In 1882 one Oliver Endicutt filed a petition in the Hamilton Circuit Court for the location and construction of a ditch, partly in Hamilton and partly in Tipton counties. Such proceedings were thereafter had upon the petition that the commissioners of drainage in Hamilton county made and filed their assessment of benefits, in which they assessed against Cicero township, in Tipton county, $350, on account of benefits to three designated highways in that *411township. The assessment was approved by the court, the proposed ditch was established, and appellee, as one of the commissioners of drainage in Hamilton county, was directed .to construct the ditch. He made out the proper notice, and had it and a copy of the assessment recorded in the recorder’s office of Tipton county. To enjoin the collection of this .assessment, appellant, as the trustee of the township, instituted this action.
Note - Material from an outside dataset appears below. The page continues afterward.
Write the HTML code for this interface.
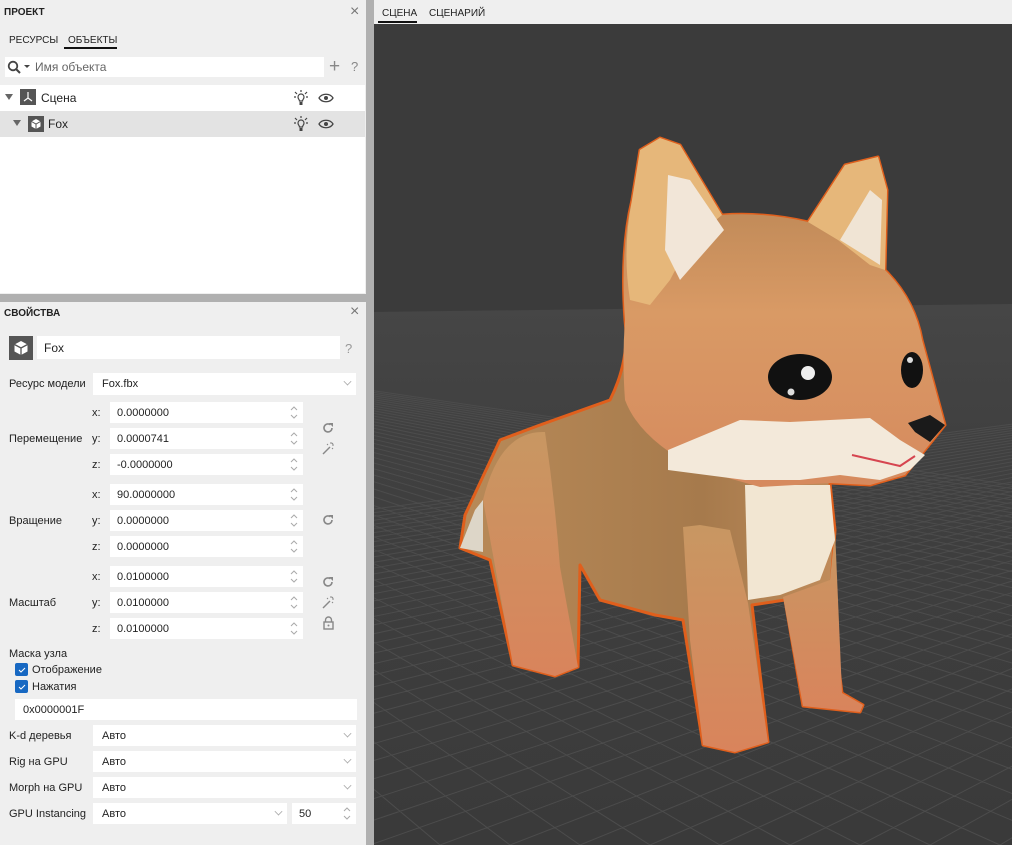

A demurrer was sustained to the complaint. This ruling is assigned as error in this court. The proceedings were all . had under sections 4273 to 4284, E. S. 1881, both inclusive. These must govern in the decision of the case, without reference to the amendments of 1883. If the assessment was otherwise valid, it was properly made against the township. Section 4281. It is conceded that this is a collateral attack upon the proceedings of the Hamilton Circuit Court, but it is contended that, as against the township, the proceedings are void for want of notice.
It is averred in the complaint, among other things, that before referring the matter to the commissioners of drainage, the court found that notices of the petitioner’s intention to .present the petition had been properly posted along the line of the ditch, and one at the door of the court-house in Hamilton county, and did not find that such notice had been posted' at the door of the court-house in Tipton county.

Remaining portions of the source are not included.